Which Countries Are Affected?
The newly imposed tariffs target several key trading partners, many of which have historically been among the largest steel and aluminum suppliers to the U.S.:
Canada – As the largest supplier of steel and aluminum to the U.S., Canada faces significant trade disruptions. Prime Minister Justin Trudeau has called the tariffs “entirely unjustifiable” and signaled that countermeasures will be explored to protect Canadian businesses.
Mexico – Another top steel exporter to the U.S., Mexico views these tariffs as a violation of trade agreements such as the USMCA (United States-Mexico-Canada Agreement). Officials have already indicated they may retaliate with tariffs on U.S. agricultural exports.
Brazil – Heavily reliant on steel exports to the U.S., Brazil is weighing its response, including potential restrictions on U.S. imports. Some reports suggested Brazil might impose retaliatory tariffs on U.S. technology companies, though officials later denied this.
European Union (EU) – European leaders have expressed deep concern over the tariffs, with European Commission President Ursula von der Leyen promising “a proportionate response” to safeguard European industry.
Japan & South Korea – As major steel exporters, both nations are assessing their next steps, with South Korea particularly vocal about the economic risks these tariffs pose.
With trade partners scrambling to respond, many analysts fear an escalation into a broader trade war, which could destabilize global supply chains and financial markets.
Industries Most Affected by the Tariffs
The introduction of these tariffs will send shockwaves through multiple industries, particularly those that heavily rely on steel and aluminum.
1. Automotive Industry
The U.S. automotive sector is one of the biggest consumers of steel and aluminum. Higher material costs will likely force automakers to increase prices on vehicles, from pickup trucks to electric cars. This could make American-made cars less competitive globally and squeeze consumers already dealing with high inflation and interest rates on auto loans.
2. Construction & Infrastructure
The construction industry, which relies on steel for buildings, bridges, and roads, could see a substantial rise in project costs.
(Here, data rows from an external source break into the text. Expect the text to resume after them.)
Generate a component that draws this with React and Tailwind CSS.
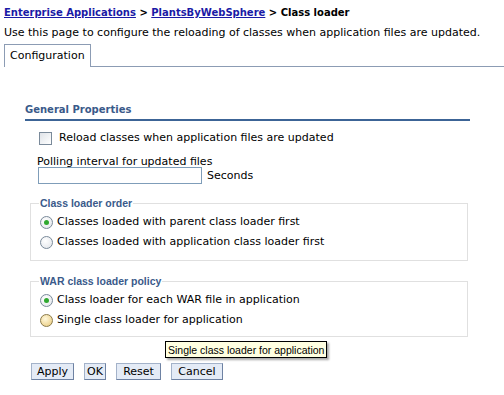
import React from 'react';

function Radio({ checked, hover }) {
  return (
    <span
      className={
        'inline-flex items-center justify-center w-[13px] h-[13px] rounded-full border shrink-0 ' +
        (hover
          ? 'border-[#8a7a4a] bg-[radial-gradient(circle_at_40%_35%,#fff8dc,#e8c878)]'
          : 'border-[#7a8a9a] bg-[radial-gradient(circle_at_40%_35%,#ffffff,#dfe3e8)]')
      }
    >
      {checked && <span className="w-[5px] h-[5px] rounded-full bg-[#2fa82f]" />}
    </span>
  );
}

function Btn({ children, className }) {
  return (
    <button
      className={
        'h-[17px] border border-[#a3b2c9] border-r-[#6e82a3] border-b-[#6e82a3] bg-[#e4ebf6] text-[11px] leading-[14px] text-black ' +
        className
      }
    >
      {children}
    </button>
  );
}

export default function App() {
  return (
    <div className="relative w-[504px] h-[395px] overflow-hidden bg-white font-['DejaVu_Sans',sans-serif] text-[11px] leading-[14px] text-black">
      {/* breadcrumb */}
      <div className="pl-[4px] pt-[6px] font-bold text-[10px]">
        <a className="text-[#1a1aa6] underline">Enterprise Applications</a>
        <span> &gt; </span>
        <a className="text-[#1a1aa6] underline">PlantsByWebSphere</a>
        <span> &gt; Class loader</span>
      </div>
      <div className="pl-[4px] mt-[6px]">
        Use this page to configure the reloading of classes when application files are updated.
      </div>

      {/* tabs */}
      <div className="flex mt-[4px] pl-[4px]">
        <div className="h-[23px] px-[5px] border border-b-0 border-[#8c9cb4] flex items-center">Configuration</div>
        <div className="flex-1 border-b border-[#8c9cb4]" />
      </div>

      <div className="pl-[25px] pr-[34px] pt-[36px]">
        <div className="font-bold text-[10px] text-[#3a5a8a] pb-[2px] border-b-2 border-[#3c6496]">General Properties</div>

        <div className="flex items-center gap-[7px] mt-[10px] ml-[14px]">
          <span className="w-[13px] h-[13px] border border-[#7a8a9a] bg-[linear-gradient(135deg,#dfe3e8,#ffffff)]" />
          <span>Reload classes when application files are updated</span>
        </div>

        <div className="mt-[10px] ml-[12px]">Polling interval for updated files</div>
        <div className="flex items-center ml-[13px] mt-[-2px]">
          <div className="w-[164px] h-[17px] border border-[#7f9db9] bg-white" />
          <span className="ml-[5px]">Seconds</span>
        </div>

        <fieldset className="mt-[12px] ml-[5px] mr-[2px] border border-[#e0e0e0] pl-[9px] pb-[11px] pt-0">
          <legend className="font-bold font-['Liberation_Sans',sans-serif] text-[10.5px] text-[#3a5a8a] px-[1px] -ml-[1px]">Class loader order</legend>
          <div className="flex items-center gap-[4px] mt-[5px]">
            <Radio checked />
            <span>Classes loaded with parent class loader first</span>
          </div>
          <div className="flex items-center gap-[4px] mt-[6px]">
            <Radio />
            <span>Classes loaded with application class loader first</span>
          </div>
        </fieldset>

        <fieldset className="mt-[13px] ml-[5px] mr-[2px] border border-[#e0e0e0] pl-[9px] pb-[9px] pt-0">
          <legend className="font-bold font-['Liberation_Sans',sans-serif] text-[10.5px] text-[#3a5a8a] px-[1px] -ml-[1px]">WAR class loader policy</legend>
          <div className="flex items-center gap-[4px] mt-[5px]">
            <Radio checked />
            <span>Class loader for each WAR file in application</span>
          </div>
          <div className="flex items-center gap-[4px] mt-[6px]">
            <Radio hover />
            <span>Single class loader for application</span>
          </div>
        </fieldset>

        <div className="relative flex gap-[10px] mt-[26px] ml-[6px]">
          <Btn className="w-[43px]">Apply</Btn>
          <Btn className="w-[22px]">OK</Btn>
          <Btn className="w-[45px]">Reset</Btn>
          <Btn className="w-[52px]">Cancel</Btn>
          <div className="absolute left-[134px] top-[-22px] h-[17px] px-[2px] flex items-center border border-black bg-[#ffffe1] shadow-[2px_2px_2px_rgba(0,0,0,0.35)] font-['Liberation_Sans',sans-serif] text-[10.5px] whitespace-nowrap">
            Single class loader for application
          </div>
        </div>
      </div>
    </div>
  );
}
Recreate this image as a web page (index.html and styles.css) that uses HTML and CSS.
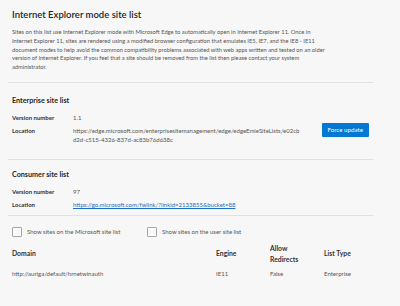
FILE: index.html
```html
<!DOCTYPE html>
<html lang="en">

<head>
    <meta charset="UTF-8">
    <meta name="viewport" content="width=device-width, initial-scale=1.0">
    <link rel="stylesheet" href="styles.css">
</head>

<body>
    <div id="page">
        <div class="section intro">
            <h1 class="title">Internet Explorer mode site list</h1>
            <p class="description">
                Sites on this list use Internet Explorer mode with Microsoft Edge to automatically open in Internet Explorer 11. Once in<br>
                Internet Explorer 11, sites are rendered using a modified browser configuration that emulates IE5, IE7, and the IE8 - IE11<br>
                document modes to help avoid the common compatibility problems associated with web apps written and tested on an older<br>
                version of Internet Explorer. If you feel that a site should be removed from the list then please contact your system<br>
                administrator.
            </p>
        </div>

        <div class="section enterprise">
            <h2 class="heading">Enterprise site list</h2>
            <div class="info">
                <span class="label">Version number</span>
                <span class="value">1.1</span>
                <span></span>
                <span class="label">Location</span>
                <span class="value url">https://edge.microsoft.com/enterprisesitemanagement/edge/edgeEmieSiteLists/e02cbd2d-c515-4326-837d-ac83b76d638c</span>
                <button class="force-update">Force update</button>
            </div>
        </div>

        <div class="section consumer">
            <h2 class="heading">Consumer site list</h2>
            <div class="info">
                <span class="label">Version number</span>
                <span class="value">97</span>
                <span></span>
                <span class="label">Location</span>
                <a class="value link" href="#">https://go.microsoft.com/fwlink/?linkid=2133855&amp;bucket=88</a>
                <span></span>
            </div>
        </div>

        <div class="options">
            <label class="check"><span class="box"></span>Show sites on the Microsoft site list</label>
            <label class="check"><span class="box"></span>Show sites on the user site list</label>
        </div>

        <div class="sites">
            <div class="row head">
                <span>Domain</span>
                <span>Engine</span>
                <span>Allow<br>Redirects</span>
                <span>List Type</span>
            </div>
            <div class="row">
                <span>http://auriga/default/hrnetwinauth</span>
                <span>IE11</span>
                <span>False</span>
                <span>Enterprise</span>
            </div>
        </div>
    </div>
</body>

</html>
```

FILE: styles.css
```css
body {
    margin: 0;
    padding: 0;
    background: #f7f7f7;
    color: #555555;
    font-family: Lato, "Noto Sans", sans-serif;
    font-size: 6px;
}

#page {
    width: 365px;
    padding: 8px 0 0 8px;
}

.section {
    border-bottom: 1px solid #e2e2e2;
    padding: 0 4px 10px 4px;
}

.section.enterprise {
    padding-top: 13px;
    padding-bottom: 15px;
}

.section.consumer {
    padding-top: 10px;
    padding-bottom: 6px;
}

.title {
    color: #262626;
    font-size: 9.5px;
    font-weight: 600;
    line-height: 14px;
    margin: 0 0 6px 0;
}

.description {
    font-size: 5.75px;
    line-height: 8.8px;
    margin: 0;
    white-space: nowrap;
}

.heading {
    color: #262626;
    font-size: 7.2px;
    font-weight: 700;
    line-height: 10px;
    margin: 0 0 7px 0;
}

.info {
    display: grid;
    grid-template-columns: 61px 229px 1fr;
    row-gap: 4px;
    align-items: start;
}

.label {
    color: #333333;
    font-weight: 700;
    line-height: 9px;
}

.value {
    line-height: 9px;
}

.url {
    word-break: break-all;
}

.link {
    color: #1a6fc4;
    text-decoration: underline;
    white-space: nowrap;
}

.force-update {
    justify-self: end;
    margin-top: -3px;
    background: #0078d4;
    border: none;
    border-radius: 1px;
    color: #ffffff;
    font-family: inherit;
    font-size: 6.2px;
    height: 14px;
    padding: 0 6px;
    white-space: nowrap;
}

.options {
    display: flex;
    padding: 11px 4px 0 4px;
}

.check {
    display: flex;
    align-items: center;
    gap: 5px;
    width: 135px;
    line-height: 9px;
}

.box {
    width: 8px;
    height: 8px;
    border: 1px solid #a6a6a6;
    border-radius: 1px;
    background: #fafafa;
}

.sites {
    padding: 6px 4px 0 4px;
}

.row {
    display: grid;
    grid-template-columns: 204px 54px 54px 1fr;
    align-items: center;
    line-height: 9px;
}

.row.head {
    color: #333333;
    font-size: 6.8px;
    font-weight: 700;
    line-height: 11px;
    margin-bottom: 4px;
}
```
Housing prices may also be affected, as the cost of materials such as steel beams and aluminum siding increases. Large-scale government infrastructure projects, including those funded under the Bipartisan Infrastructure Law, may need budget adjustments to account for these higher costs.
3. Consumer Goods & Packaging
Many household items use aluminum, from beverage cans to appliances. Companies that manufacture refrigerators, washing machines, and air conditioners may pass higher costs onto consumers. Even industries such as food and beverage, which rely on aluminum for packaging, could see product price increases.
4. Aerospace & Defense
Both commercial and military aircraft require significant amounts of aluminum, meaning the aerospace and defense industries may experience higher costs. This could impact the budgets of government defense programs and private airlines alike.
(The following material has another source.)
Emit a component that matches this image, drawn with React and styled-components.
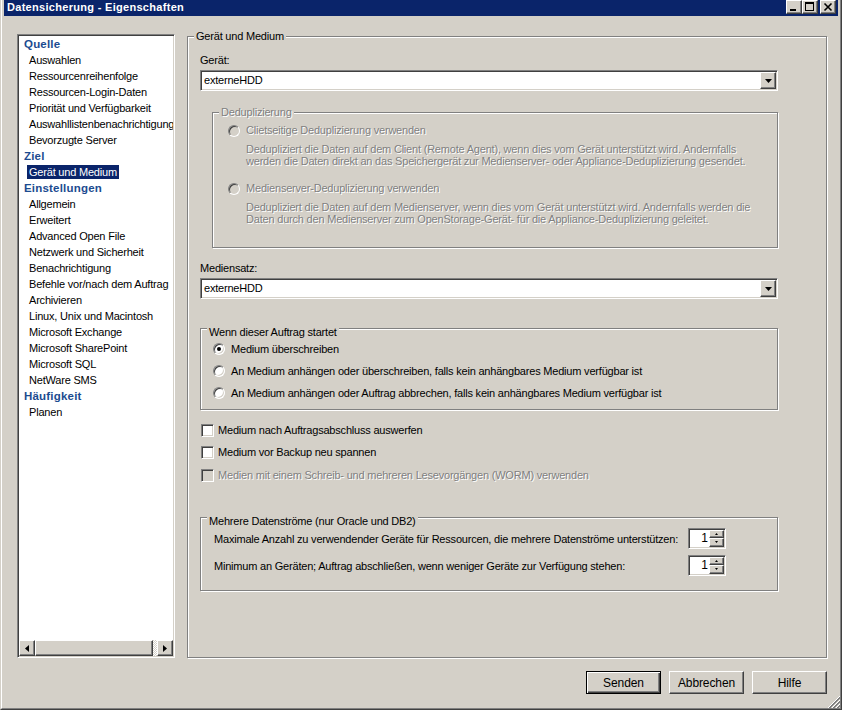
import React from "react";
import styled, { createGlobalStyle, css } from "styled-components";

const GlobalStyle = createGlobalStyle`
  * { box-sizing: border-box; }
  html, body { margin: 0; padding: 0; background: #d4d0c8; }
  body {
    font-family: "Liberation Sans", Arial, sans-serif;
    font-size: 11px;
    letter-spacing: -0.2px;
    color: #000;
  }
`;

// classic 3d borders
const raised = css`
  background: #d4d0c8;
  border: 1px solid;
  border-color: #fff #404040 #404040 #fff;
  box-shadow: inset -1px -1px #808080;
`;

const sunken = css`
  border: 1px solid;
  border-color: #808080 #fff #fff #808080;
  box-shadow: inset 1px 1px #404040, inset -1px -1px #d4d0c8;
`;

const disabledText = css`
  color: #808080;
  text-shadow: 1px 1px 0 #fff;
`;

const Frame = styled.div`
  position: relative;
  width: 842px;
  height: 710px;
  background: #d4d0c8;
  border-left: 1px solid #d4d0c8;
  border-right: 1px solid #404040;
  border-bottom: 1px solid #404040;
`;

const Window = styled.div`
  height: 100%;
  display: flex;
  flex-direction: column;
  border-left: 1px solid #fff;
  border-right: 1px solid #808080;
  border-bottom: 1px solid #808080;
  padding: 0 2px 1px;
`;

const TitleBar = styled.div`
  flex: none;
  height: 16px;
  background: #0a246a;
  display: flex;
  align-items: flex-start;
  justify-content: space-between;
  padding: 0 2px 0 3px;
`;

const Title = styled.span`
  color: #fff;
  font-weight: bold;
  font-size: 11px;
  letter-spacing: 0.3px;
  line-height: 14px;
  white-space: nowrap;
`;

const CaptionButtons = styled.div`
  display: flex;
`;

const CaptionButton = styled.div`
  ${raised};
  width: 16px;
  height: 14px;
  display: flex;
  align-items: center;
  justify-content: center;
  margin-left: ${(p) => (p.$gap ? "2px" : "0")};
  svg { display: block; }
`;

const Body = styled.div`
  flex: 1;
  min-height: 0;
  display: flex;
  flex-direction: column;
  padding: 18px 11px 13px 13px;
`;

const Main = styled.div`
  flex: 1;
  min-height: 0;
  display: flex;
  gap: 12px;
`;

const ListBox = styled.div`
  ${sunken};
  flex: none;
  width: 158px;
  padding: 1px;
  background: #fff;
  display: flex;
  flex-direction: column;
`;

const ListItems = styled.div`
  flex: 1;
  overflow: hidden;
`;

const NavRow = styled.div`
  height: 16px;
  display: flex;
  align-items: center;
  white-space: nowrap;
  padding-left: ${(p) => (p.$header ? "5px" : "8px")};
`;

const NavText = styled.span`
  display: inline-block;
  line-height: 14px;
  padding: ${(p) => (p.$header ? "0" : "0 2px")};
  font-weight: ${(p) => (p.$header ? "bold" : "normal")};
  font-size: ${(p) => (p.$header ? "11.5px" : "11px")};
  letter-spacing: ${(p) => (p.$header ? "0.2px" : "-0.2px")};
  color: ${(p) => (p.$header ? "#1c4b90" : p.$selected ? "#fff" : "#000")};
  background: ${(p) => (p.$selected ? "#0a246a" : "transparent")};
`;

const HScroll = styled.div`
  flex: none;
  height: 16px;
  display: flex;
`;

const ScrollButton = styled.div`
  ${raised};
  flex: none;
  width: 16px;
  display: flex;
  align-items: center;
  justify-content: center;
`;

const ScrollThumb = styled.div`
  ${raised};
  flex: 1;
`;

const ScrollTrack = styled.div`
  flex: none;
  width: 4px;
  background: repeating-conic-gradient(#fff 0 25%, #d4d0c8 0 50%) 0 0 / 2px 2px;
`;

const GroupBox = styled.div`
  display: flex;
  flex-direction: column;
  min-width: 0;
  border: 1px solid #808080;
  box-shadow: inset 1px 1px #fff, 1px 1px #fff;
  margin-top: ${(p) => p.$top || "0"};
  margin-left: ${(p) => p.$left || "0"};
  padding: ${(p) => p.$pad || "0"};
  flex: ${(p) => (p.$grow ? "1" : "none")};
`;

const GroupTitle = styled.div`
  align-self: flex-start;
  margin-top: -7px;
  margin-left: ${(p) => p.$indent || "6px"};
  padding: 0 2px;
  line-height: 12px;
  background: #d4d0c8;
  white-space: nowrap;
  ${(p) => p.$disabled && disabledText};
`;

const GroupContent = styled.div`
  display: flex;
  flex-direction: column;
  min-width: 0;
  padding: ${(p) => p.$pad || "0"};
`;

const FieldLabel = styled.div`
  line-height: 13px;
  margin-top: ${(p) => p.$top || "0"};
`;

const Combo = styled.div`
  ${sunken};
  background: #fff;
  height: 21px;
  margin-top: 3px;
  padding: 1px;
  display: flex;
  align-items: center;
`;

const ComboText = styled.span`
  flex: 1;
  padding-left: 2px;
  line-height: 17px;
`;

const DropButton = styled.div`
  ${raised};
  width: 16px;
  height: 17px;
  display: flex;
  align-items: center;
  justify-content: center;
`;

const OptionList = styled.div`
  margin-top: ${(p) => p.$top || "0"};
  padding-left: ${(p) => p.$indent || "0"};
`;

const OptionRow = styled.div`
  display: flex;
  align-items: center;
  height: ${(p) => p.$h || "13px"};
  margin-top: ${(p) => p.$top || "0"};
  white-space: nowrap;
`;

const Radio = styled.span`
  flex: none;
  position: relative;
  width: 12px;
  height: 12px;
  border-radius: 50%;
  border: 1px solid;
  border-color: #808080 #fff #fff #808080;
  box-shadow: inset 1px 1px #404040, inset -1px -1px #d4d0c8;
  background: ${(p) => (p.$disabled ? "#d4d0c8" : "#fff")};
  margin-right: 6px;
  &::after {
    content: "";
    display: ${(p) => (p.$checked ? "block" : "none")};
    position: absolute;
    left: 3px;
    top: 3px;
    width: 4px;
    height: 4px;
    border-radius: 50%;
    background: #000;
  }
`;

const Check = styled.span`
  flex: none;
  width: 13px;
  height: 13px;
  ${sunken};
  background: ${(p) => (p.$disabled ? "#d4d0c8" : "#fff")};
  margin-right: 4px;
`;

const OptionLabel = styled.span`
  line-height: 13px;
  ${(p) => p.$disabled && disabledText};
`;

const Description = styled.div`
  margin: ${(p) => p.$margin || "0"};
  line-height: 12px;
  white-space: nowrap;
  ${disabledText};
`;

const StreamRow = styled.div`
  display: grid;
  grid-template-columns: 1fr 38px;
  align-items: center;
  height: 23px;
  margin-top: ${(p) => p.$top || "0"};
`;

const StreamLabel = styled.span`
  line-height: 13px;
  padding-top: 3px;
  white-space: nowrap;
`;

const Spin = styled.div`
  ${sunken};
  height: 21px;
  background: #fff;
  padding: 1px;
  display: flex;
`;

const SpinValue = styled.span`
  flex: 1;
  text-align: right;
  padding-right: 1px;
  line-height: 16px;
  font-size: 12px;
  letter-spacing: 0;
`;

const SpinButtons = styled.div`
  width: 15px;
  display: flex;
  flex-direction: column;
`;

const SpinButton = styled.div`
  ${raised};
  flex: 1;
  display: flex;
  align-items: center;
  justify-content: center;
`;

const Footer = styled.div`
  flex: none;
  display: flex;
  justify-content: flex-end;
  gap: 8px;
  margin-top: 13px;
`;

const DialogButton = styled.div`
  ${raised};
  width: 75px;
  height: 23px;
  display: flex;
  align-items: center;
  justify-content: center;
  font-size: 12px;
  letter-spacing: -0.1px;
  ${(p) =>
    p.$default &&
    css`
      border-color: #000;
      box-shadow: inset 1px 1px #fff, inset -1px -1px #404040, inset -2px -2px #808080;
    `};
`;

const SizeGrip = styled.svg`
  position: absolute;
  right: 1px;
  bottom: 1px;
  display: block;
`;

const Arrow = ({ dir, size = 4 }) => {
  const s = size;
  const map = {
    down: { w: s * 2 - 1, h: s, pts: `0,0 ${s * 2 - 1},0 ${s - 0.5},${s}` },
    up: { w: s * 2 - 1, h: s, pts: `0,${s} ${s * 2 - 1},${s} ${s - 0.5},0` },
    left: { w: s, h: s * 2 - 1, pts: `${s},0 ${s},${s * 2 - 1} 0,${s - 0.5}` },
    right: { w: s, h: s * 2 - 1, pts: `0,0 0,${s * 2 - 1} ${s},${s - 0.5}` },
  };
  const a = map[dir];
  return (
    <svg width={a.w} height={a.h} viewBox={`0 0 ${a.w} ${a.h}`} style={{ display: "block" }}>
      <polygon points={a.pts} fill="#000" />
    </svg>
  );
};

const navItems = [
  ["Quelle", "h"],
  ["Auswahlen"],
  ["Ressourcenreihenfolge"],
  ["Ressourcen-Login-Daten"],
  ["Priorität und Verfügbarkeit"],
  ["Auswahllistenbenachrichtigung"],
  ["Bevorzugte Server"],
  ["Ziel", "h"],
  ["Gerät und Medium", "s"],
  ["Einstellungen", "h"],
  ["Allgemein"],
  ["Erweitert"],
  ["Advanced Open File"],
  ["Netzwerk und Sicherheit"],
  ["Benachrichtigung"],
  ["Befehle vor/nach dem Auftrag"],
  ["Archivieren"],
  ["Linux, Unix und Macintosh"],
  ["Microsoft Exchange"],
  ["Microsoft SharePoint"],
  ["Microsoft SQL"],
  ["NetWare SMS"],
  ["Häufigkeit", "h"],
  ["Planen"],
];

const startOptions = [
  ["Medium überschreiben", true],
  ["An Medium anhängen oder überschreiben, falls kein anhängbares Medium verfügbar ist", false],
  ["An Medium anhängen oder Auftrag abbrechen, falls kein anhängbares Medium verfügbar ist", false],
];

const checkOptions = [
  ["Medium nach Auftragsabschluss auswerfen", false],
  ["Medium vor Backup neu spannen", false],
  ["Medien mit einem Schreib- und mehreren Lesevorgängen (WORM) verwenden", true],
];

const ComboBox = ({ value }) => (
  <Combo>
    <ComboText>{value}</ComboText>
    <DropButton>
      <Arrow dir="down" />
    </DropButton>
  </Combo>
);

const SpinBox = ({ value }) => (
  <Spin>
    <SpinValue>{value}</SpinValue>
    <SpinButtons>
      <SpinButton>
        <Arrow dir="up" size={2} />
      </SpinButton>
      <SpinButton>
        <Arrow dir="down" size={2} />
      </SpinButton>
    </SpinButtons>
  </Spin>
);

export default function App() {
  return (
    <Frame>
      <GlobalStyle />
      <Window>
        <TitleBar>
          <Title>Datensicherung - Eigenschaften</Title>
          <CaptionButtons>
            <CaptionButton>
              <svg width="14" height="12">
                <rect x="3" y="8" width="6" height="2" fill="#000" />
              </svg>
            </CaptionButton>
            <CaptionButton>
              <svg width="14" height="12">
                <rect x="2" y="1" width="9" height="2" fill="#000" />
                <rect x="2" y="1" width="1" height="9" fill="#000" />
                <rect x="10" y="1" width="1" height="9" fill="#000" />
                <rect x="2" y="9" width="9" height="1" fill="#000" />
              </svg>
            </CaptionButton>
            <CaptionButton $gap>
              <svg width="14" height="12">
                <path d="M3.5 2.5 L10.5 9.5 M10.5 2.5 L3.5 9.5" stroke="#000" strokeWidth="1.6" />
              </svg>
            </CaptionButton>
          </CaptionButtons>
        </TitleBar>

        <Body>
          <Main>
            <ListBox>
              <ListItems>
                {navItems.map(([label, kind]) => (
                  <NavRow key={label} $header={kind === "h"}>
                    <NavText $header={kind === "h"} $selected={kind === "s"}>
                      {label}
                    </NavText>
                  </NavRow>
                ))}
              </ListItems>
              <HScroll>
                <ScrollButton>
                  <Arrow dir="left" />
                </ScrollButton>
                <ScrollThumb />
                <ScrollTrack />
                <ScrollButton>
                  <Arrow dir="right" />
                </ScrollButton>
              </HScroll>
            </ListBox>

            <GroupBox $top="2px" $grow>
              <GroupTitle>Gerät und Medium</GroupTitle>
              <GroupContent $pad="12px 48px 0 12px">
                <FieldLabel>Gerät:</FieldLabel>
                <ComboBox value="externeHDD" />

                <GroupBox $top="21px" $left="12px" $pad="0 0 22px 15px">
                  <GroupTitle $disabled $indent="-9px">
                    Deduplizierung
                  </GroupTitle>
                  <OptionRow $top="6px">
                    <Radio $disabled />
                    <OptionLabel $disabled>Clietseitige Deduplizierung verwenden</OptionLabel>
                  </OptionRow>
                  <Description $margin="6px 0 0 18px">
                    Dedupliziert die Daten auf dem Client (Remote Agent), wenn dies vom Gerät unterstützt wird. Andernfalls
                    <br />
                    werden die Daten direkt an das Speichergerät zur Medienserver- oder Appliance-Deduplizierung gesendet.
                  </Description>
                  <OptionRow $top="15px">
                    <Radio $disabled />
                    <OptionLabel $disabled>Medienserver-Deduplizierung verwenden</OptionLabel>
                  </OptionRow>
                  <Description $margin="6px 0 0 18px">
                    Dedupliziert die Daten auf dem Medienserver, wenn dies vom Gerät unterstützt wird. Andernfalls werden die
                    <br />
                    Daten durch den Medienserver zum OpenStorage-Gerät- für die Appliance-Deduplizierung geleitet.
                  </Description>
                </GroupBox>

                <FieldLabel $top="14px">Mediensatz:</FieldLabel>
                <ComboBox value="externeHDD" />

                <GroupBox $top="29px" $pad="4px 0 5px 12px">
                  <GroupTitle $indent="-6px">Wenn dieser Auftrag startet</GroupTitle>
                  {startOptions.map(([label, checked]) => (
                    <OptionRow key={label} $h="22px">
                      <Radio $checked={checked} />
                      <OptionLabel>{label}</OptionLabel>
                    </OptionRow>
                  ))}
                </GroupBox>

                <OptionList $top="9px" $indent="1px">
                  {checkOptions.map(([label, disabled]) => (
                    <OptionRow key={label} $h="22.5px">
                      <Check $disabled={disabled} />
                      <OptionLabel $disabled={disabled}>{label}</OptionLabel>
                    </OptionRow>
                  ))}
                </OptionList>

                <GroupBox $top="30px" $pad="4px 51px 13px 13px">
                  <GroupTitle $indent="-7px">Mehrere Datenströme (nur Oracle und DB2)</GroupTitle>
                  <StreamRow>
                    <StreamLabel>
                      Maximale Anzahl zu verwendender Geräte für Ressourcen, die mehrere Datenströme unterstützen:
                    </StreamLabel>
                    <SpinBox value="1" />
                  </StreamRow>
                  <StreamRow $top="4px">
                    <StreamLabel>
                      Minimum an Geräten; Auftrag abschließen, wenn weniger Geräte zur Verfügung stehen:
                    </StreamLabel>
                    <SpinBox value="1" />
                  </StreamRow>
                </GroupBox>
              </GroupContent>
            </GroupBox>
          </Main>

          <Footer>
            <DialogButton $default>Senden</DialogButton>
            <DialogButton>Abbrechen</DialogButton>
            <DialogButton>Hilfe</DialogButton>
          </Footer>
        </Body>
      </Window>

      <SizeGrip width="12" height="12">
        {[0, 4, 8].map((o) => (
          <g key={o}>
            <line x1={12} y1={o} x2={o} y2={12} stroke="#fff" />
            <line x1={12} y1={o + 1} x2={o + 1} y2={12} stroke="#808080" />
            <line x1={12} y1={o + 2} x2={o + 2} y2={12} stroke="#808080" />
          </g>
        ))}
      </SizeGrip>
    </Frame>
  );
}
Wider Economic Implications
1. Increased Inflationary Pressures
Economists warn that these tariffs could contribute to inflation, as companies pass increased production costs onto consumers. The Federal Reserve is already closely monitoring inflationary trends, and higher costs on steel-based goods may complicate efforts to keep inflation under control.
2. Market Volatility
Financial markets reacted sharply to the tariff announcement, with some U.S. steelmakers seeing stock gains while industries reliant on metal imports experienced declines. Investors fear that retaliatory actions from other nations could trigger broader market instability.
3. Strained Global Trade Relations
The imposition of these tariffs risks straining relationships with key allies and trading partners. Many countries see these measures as unfair economic protectionism and could respond with their own tariffs, setting the stage for retaliatory trade restrictions.
4. Job Market Disruptions
While the tariffs aim to protect American steel and aluminum workers, they could have unintended consequences for other sectors. Industries that rely on these materials may be forced to cut jobs or relocate production to minimize costs. Manufacturers, automakers, and construction firms are particularly vulnerable to these ripple effects.
Will Tariffs Achieve Their Intended Goals?
The key question remains: Will these tariffs actually help American steel and aluminum industries? While they may provide short-term relief to domestic metal producers, history suggests that tariffs often lead to unintended consequences.
For example, during the last major round of steel tariffs under the Bush administration in 2002, U.S. steelmakers saw temporary gains, but manufacturers and other industries suffered from increased costs. Studies found that those tariffs led to an estimated 200,000 job losses in manufacturing—more than the total number of jobs in the U.S. steel industry at the time.
Additionally, China—one of the world’s largest steel producers—could use these tariffs as an opportunity to flood global markets with cheap steel, affecting European and other Asian markets while bypassing U.S. restrictions. This could create a trade imbalance rather than solving U.S. industry concerns.
How Consumers Can Navigate the Impact
As steel and aluminum costs rise, consumers can take proactive steps to minimize their exposure to price increases:
Monitor Trade Policy Updates – Understanding how tariffs impact prices can help consumers make informed purchasing decisions.
Compare Prices and Consider Alternatives – If the cost of certain goods increases, exploring alternative brands or pre-owned options may help offset rising prices.
Buy Domestic Where Possible – Some U.S.-made goods may avoid tariff-related cost hikes, making them a more cost-effective option in certain cases.
Plan Major Purchases in Advance – Consumers looking to buy a car, appliances, or home construction materials may want to make their purchases sooner rather than later to avoid anticipated price hikes.
Conclusion
The U.S. decision to impose a 25% tariff on steel and aluminum imports is poised to have wide-ranging effects on global trade, consumer goods, and key industries. While the intention is to protect American steel and aluminum manufacturers, the economic ripple effects—rising costs, inflationary pressures, and trade tensions—could create new challenges for businesses and consumers alike.
As trade policies continue to evolve, staying informed and adapting spending habits will be key for consumers navigating these turbulent economic shifts. Whether these tariffs prove to be a short-term measure or the beginning of a prolonged trade war remains to be seen, but one thing is clear: the global economy is once again entering an uncertain period.